◆ Set exercise ◆
Leave out the pictures, then reproduce the rest of the material exactly.

----

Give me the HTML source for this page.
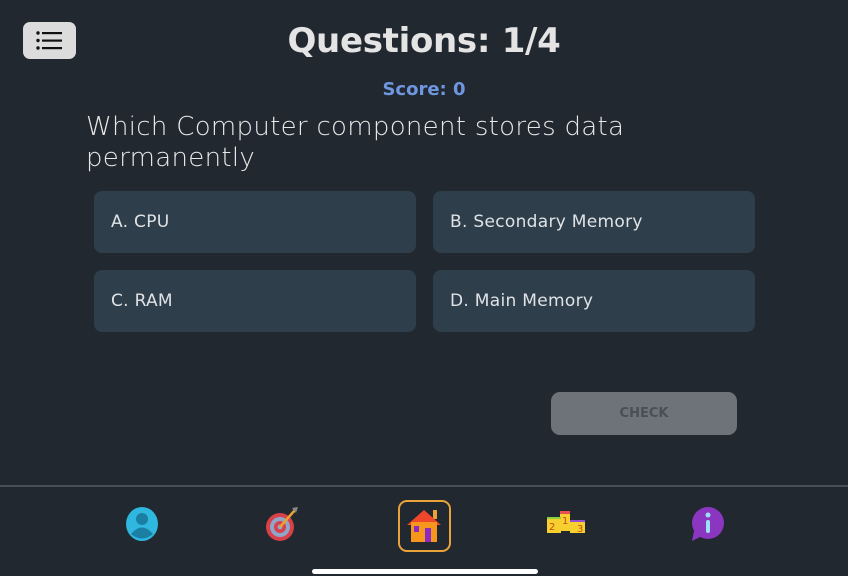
<!DOCTYPE html>
<html><head><meta charset="utf-8"><style>
*{margin:0;padding:0;box-sizing:border-box}
body{width:848px;height:576px;background:#22282f;font-family:"DejaVu Sans","Liberation Sans",sans-serif;position:relative;overflow:hidden;color:#e6e6e6}
.menu{position:absolute;left:23px;top:22px;width:53px;height:37px;background:#dcdcdc;border-radius:7px}
.title{position:absolute;left:0;width:848px;top:21px;text-align:center;font-weight:bold;font-size:34px;color:#e4e4e4;letter-spacing:-0.3px}
.score{position:absolute;left:0;width:848px;top:79px;text-align:center;font-weight:bold;font-size:18px;color:#6f96e0}
.q{position:absolute;left:86px;top:112px;width:640px;font-size:26px;line-height:31px;color:#e8e8e8;letter-spacing:0.3px;font-weight:300}
.opt{position:absolute;width:322px;height:62px;background:#2f3e4b;border-radius:8px;font-size:17px;color:#dfe3e6;padding-left:17px;line-height:62px;letter-spacing:0.3px}
.check{position:absolute;left:551px;top:392px;width:186px;height:43px;background:#6d7378;border-radius:9px;text-align:center;line-height:43px;font-weight:bold;font-size:13px;color:#4a4f54}
.line{position:absolute;left:0;top:485px;width:848px;height:2px;background:#46505a}
.bar{position:absolute;left:312px;top:569px;width:226px;height:5px;background:#fff;border-radius:3px}
.ic{position:absolute;top:505px}
</style></head><body>
<div class="menu"><svg width="53" height="37" viewBox="0 0 53 37"><g fill="#111"><circle cx="15" cy="11" r="1.7"/><circle cx="15" cy="18.5" r="1.7"/><circle cx="15" cy="26" r="1.7"/><rect x="19" y="10" width="20" height="2.2"/><rect x="19" y="17.5" width="20" height="2.2"/><rect x="19" y="25" width="20" height="2.2"/></g></svg></div>
<div class="title">Questions: 1/4</div>
<div class="score">Score: 0</div>
<div class="q">Which Computer component stores data permanently</div>
<div class="opt" style="left:94px;top:191px">A. CPU</div>
<div class="opt" style="left:433px;top:191px">B. Secondary Memory</div>
<div class="opt" style="left:94px;top:270px">C. RAM</div>
<div class="opt" style="left:433px;top:270px">D. Main Memory</div>
<div class="check">CHECK</div>
<div class="line"></div>
<svg class="ic" style="left:122px" width="40" height="40" viewBox="0 0 40 40"><ellipse cx="20" cy="19" rx="16" ry="17" fill="#2fb7e0"/><circle cx="20" cy="14" r="6" fill="#1a7fa3"/><path d="M9 29 Q20 16 31 29 Q20 38 9 29Z" fill="#1a7fa3"/></svg>
<svg class="ic" style="left:263px" width="40" height="40" viewBox="0 0 40 40"><circle cx="17" cy="22" r="14" fill="#d8404a"/><circle cx="17" cy="22" r="10" fill="#8fa6c8"/><circle cx="17" cy="22" r="6" fill="#d8404a"/><circle cx="17" cy="22" r="2.5" fill="#8fa6c8"/><path d="M17 22 L32 5" stroke="#f0a030" stroke-width="2.5"/><path d="M29 3 L35 2 L33 8Z" fill="#888"/></svg>
<div style="position:absolute;left:398px;top:500px;width:53px;height:52px;border:2px solid #e8a33a;border-radius:9px"></div>
<svg class="ic" style="left:404px;top:506px" width="40" height="40" viewBox="0 0 40 40"><rect x="29" y="4" width="4" height="9" fill="#f0a030"/><path d="M3 19 L20 4 L37 19Z" fill="#f0462c"/><rect x="7" y="16" width="26" height="20" fill="#f7961c"/><rect x="10" y="20" width="5" height="6" fill="#8a2ac0"/><rect x="21" y="22" width="6" height="14" fill="#8a2ac0"/></svg>
<svg class="ic" style="left:544px" width="44" height="40" viewBox="0 0 44 40"><rect x="16" y="6" width="10" height="20" fill="#f7d030"/><rect x="16" y="6" width="10" height="3" fill="#e85050"/><rect x="3" y="12" width="14" height="16" fill="#f7d030"/><rect x="3" y="12" width="14" height="2" fill="#8ad040"/><rect x="26" y="15" width="15" height="13" fill="#f7d030"/><rect x="26" y="15" width="15" height="2" fill="#9050d0"/><text x="5" y="25" font-size="10" fill="#c05010">2</text><text x="18" y="19" font-size="10" fill="#c05010">1</text><text x="33" y="27" font-size="10" fill="#c05010">3</text></svg>
<svg class="ic" style="left:688px" width="40" height="40" viewBox="0 0 40 40"><ellipse cx="20" cy="18" rx="16" ry="16" fill="#8a36c0"/><path d="M6 26 L4 36 L14 31Z" fill="#8a36c0"/><circle cx="20" cy="10" r="2.5" fill="#9be0f5"/><rect x="18" y="15" width="4" height="13" rx="2" fill="#9be0f5"/></svg>
<div class="bar"></div>
</body></html>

----

◆ Result ◆
Give me the HTML source for this page.
<!DOCTYPE html>
<html><head><meta charset="utf-8"><style>
*{margin:0;padding:0;box-sizing:border-box}
body{width:848px;height:576px;background:#22282f;font-family:"DejaVu Sans","Liberation Sans",sans-serif;position:relative;overflow:hidden;color:#e6e6e6}
.menu{position:absolute;left:23px;top:22px;width:53px;height:37px;background:#dcdcdc;border-radius:7px}
.title{position:absolute;left:0;width:848px;top:21px;text-align:center;font-weight:bold;font-size:34px;color:#e4e4e4;letter-spacing:-0.3px}
.score{position:absolute;left:0;width:848px;top:79px;text-align:center;font-weight:bold;font-size:18px;color:#6f96e0}
.q{position:absolute;left:86px;top:112px;width:640px;font-size:26px;line-height:31px;color:#e8e8e8;letter-spacing:0.3px;font-weight:300}
.opt{position:absolute;width:322px;height:62px;background:#2f3e4b;border-radius:8px;font-size:17px;color:#dfe3e6;padding-left:17px;line-height:62px;letter-spacing:0.3px}
.check{position:absolute;left:551px;top:392px;width:186px;height:43px;background:#6d7378;border-radius:9px;text-align:center;line-height:43px;font-weight:bold;font-size:13px;color:#4a4f54}
.line{position:absolute;left:0;top:485px;width:848px;height:2px;background:#46505a}
.bar{position:absolute;left:312px;top:569px;width:226px;height:5px;background:#fff;border-radius:3px}
.ic{position:absolute;top:505px}
</style></head><body>
<div class="menu"><svg width="53" height="37" viewBox="0 0 53 37"><g fill="#111"><circle cx="15" cy="11" r="1.7"/><circle cx="15" cy="18.5" r="1.7"/><circle cx="15" cy="26" r="1.7"/><rect x="19" y="10" width="20" height="2.2"/><rect x="19" y="17.5" width="20" height="2.2"/><rect x="19" y="25" width="20" height="2.2"/></g></svg></div>
<div class="title">Questions: 1/4</div>
<div class="score">Score: 0</div>
<div class="q">Which Computer component stores data permanently</div>
<div class="opt" style="left:94px;top:191px">A. CPU</div>
<div class="opt" style="left:433px;top:191px">B. Secondary Memory</div>
<div class="opt" style="left:94px;top:270px">C. RAM</div>
<div class="opt" style="left:433px;top:270px">D. Main Memory</div>
<div class="check">CHECK</div>
<div class="line"></div>
<svg class="ic" style="left:122px" width="40" height="40" viewBox="0 0 40 40"><ellipse cx="20" cy="19" rx="16" ry="17" fill="#2fb7e0"/><circle cx="20" cy="14" r="6" fill="#1a7fa3"/><path d="M9 29 Q20 16 31 29 Q20 38 9 29Z" fill="#1a7fa3"/></svg>
<svg class="ic" style="left:263px" width="40" height="40" viewBox="0 0 40 40"><circle cx="17" cy="22" r="14" fill="#d8404a"/><circle cx="17" cy="22" r="10" fill="#8fa6c8"/><circle cx="17" cy="22" r="6" fill="#d8404a"/><circle cx="17" cy="22" r="2.5" fill="#8fa6c8"/><path d="M17 22 L32 5" stroke="#f0a030" stroke-width="2.5"/><path d="M29 3 L35 2 L33 8Z" fill="#888"/></svg>
<div style="position:absolute;left:398px;top:500px;width:53px;height:52px;border:2px solid #e8a33a;border-radius:9px"></div>
<svg class="ic" style="left:404px;top:506px" width="40" height="40" viewBox="0 0 40 40"><rect x="29" y="4" width="4" height="9" fill="#f0a030"/><path d="M3 19 L20 4 L37 19Z" fill="#f0462c"/><rect x="7" y="16" width="26" height="20" fill="#f7961c"/><rect x="10" y="20" width="5" height="6" fill="#8a2ac0"/><rect x="21" y="22" width="6" height="14" fill="#8a2ac0"/></svg>
<svg class="ic" style="left:544px" width="44" height="40" viewBox="0 0 44 40"><rect x="16" y="6" width="10" height="20" fill="#f7d030"/><rect x="16" y="6" width="10" height="3" fill="#e85050"/><rect x="3" y="12" width="14" height="16" fill="#f7d030"/><rect x="3" y="12" width="14" height="2" fill="#8ad040"/><rect x="26" y="15" width="15" height="13" fill="#f7d030"/><rect x="26" y="15" width="15" height="2" fill="#9050d0"/><text x="5" y="25" font-size="10" fill="#c05010">2</text><text x="18" y="19" font-size="10" fill="#c05010">1</text><text x="33" y="27" font-size="10" fill="#c05010">3</text></svg>
<svg class="ic" style="left:688px" width="40" height="40" viewBox="0 0 40 40"><ellipse cx="20" cy="18" rx="16" ry="16" fill="#8a36c0"/><path d="M6 26 L4 36 L14 31Z" fill="#8a36c0"/><circle cx="20" cy="10" r="2.5" fill="#9be0f5"/><rect x="18" y="15" width="4" height="13" rx="2" fill="#9be0f5"/></svg>
<div class="bar"></div>
</body></html>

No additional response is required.